Aaron Mattfeld, PhD, a postdoctoral researcher at MIT’s McGovern Institute for Brain Research, put it simply:

Their brains now look like those of people who never had ADHD.

Dr. Mattfeld is lead author of a paper about the research that was published online today in Brain. He was quoted in an MIT news release.

The researchers said their findings could lead to biological criteria for diagnosing the disorder in adults. “The psychiatric guidelines for whether a person’s ADHD is persistent or remitted are based on lots of clinical studies and impressions,” said MIT’s John D. E. Gabrieli, PhD, the Grover M. Hermann Professor of Health Sciences and Technology and professor of brain and cognitive sciences. “This new study suggests that there is a real biological boundary between those two sets of patients.”

Dr. Gabrieli is an author of the study.

The researchers used functional MRI to study the brain at rest. When the mind is not focused, the brains of people without ADHD show synchrony in the default mode network. In those with ADHD, two hubs of this network, the posterior cingulate cortex and the medial prefrontal cortex, do not synchronize.

The new study found that the brains of people who had ADHD as children but who were diagnosed as no longer having the disorder as adults show the normal synchrony pattern.

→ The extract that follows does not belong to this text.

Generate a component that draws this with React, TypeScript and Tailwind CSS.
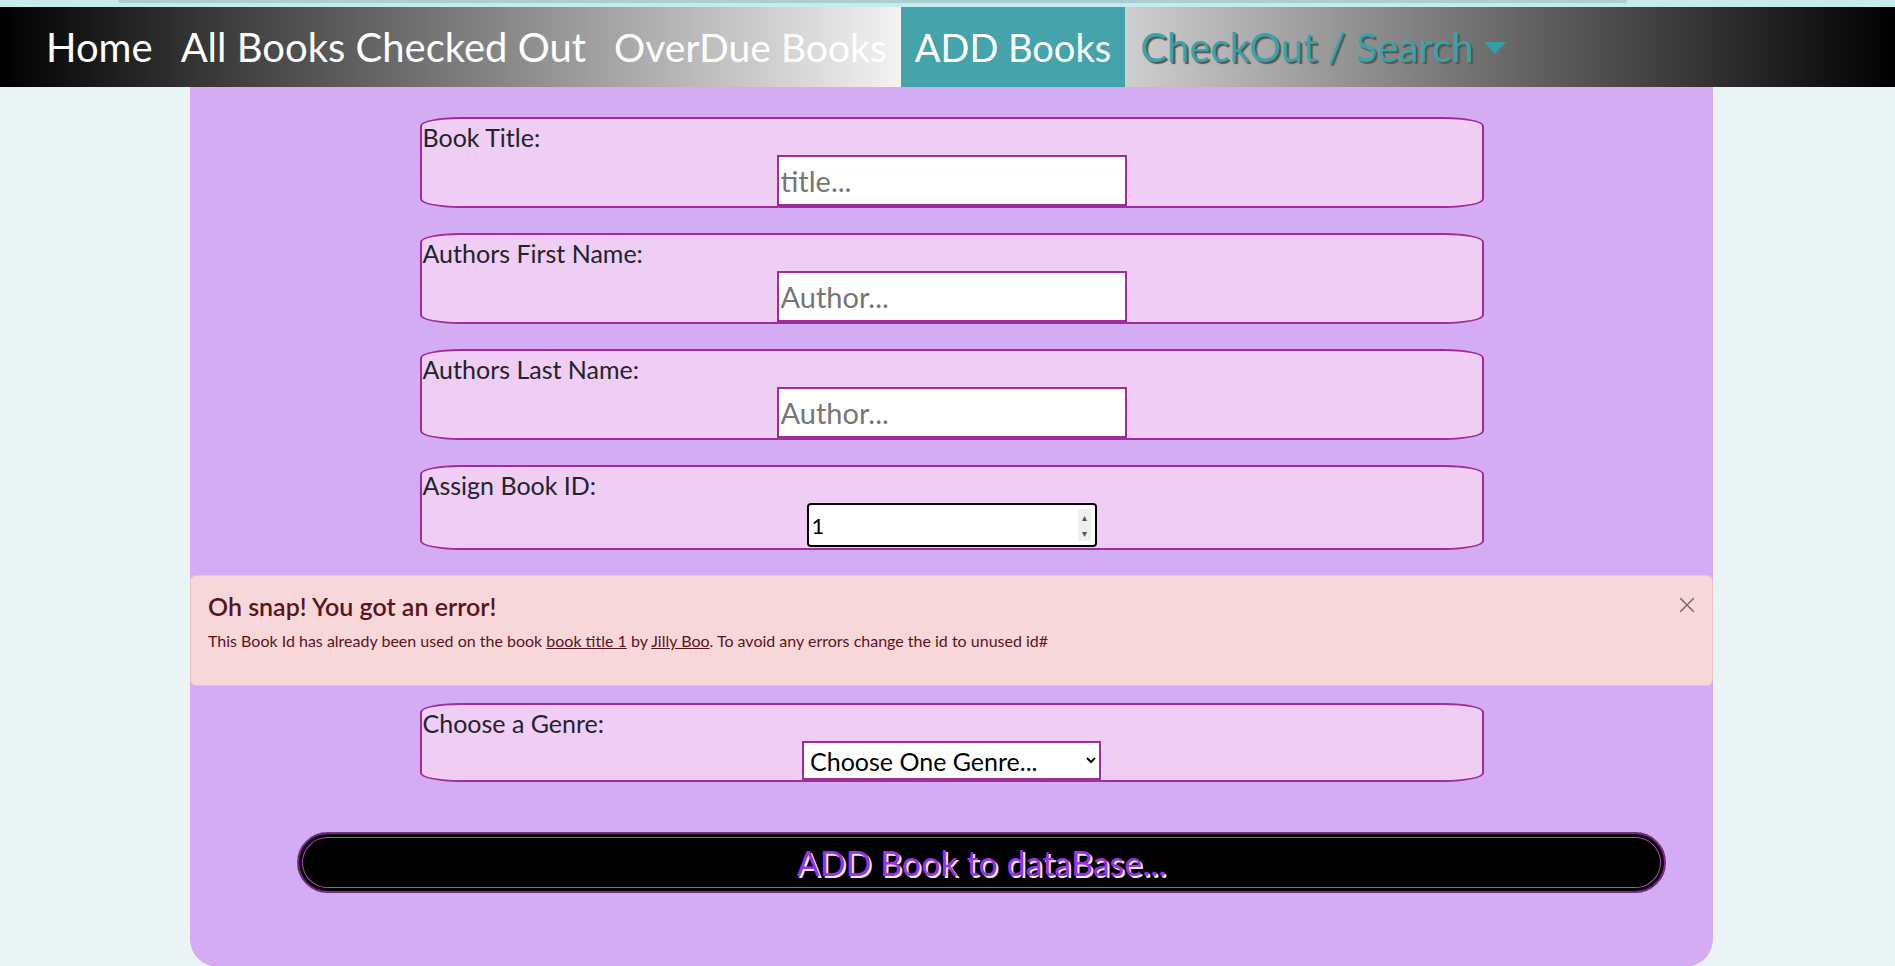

The next step for the researchers is to explore the effect of ADHD medications on the default mode network. About 60 percent of ADHD patients currently respond well to the first drug they receive.

“It’s unknown what’s different about the other 40 percent or so who don’t respond very much,” Dr. Gabrieli said. “We’re pretty excited about the possibility that some brain measurement would tell us which child or adult is most likely to benefit from a treatment.”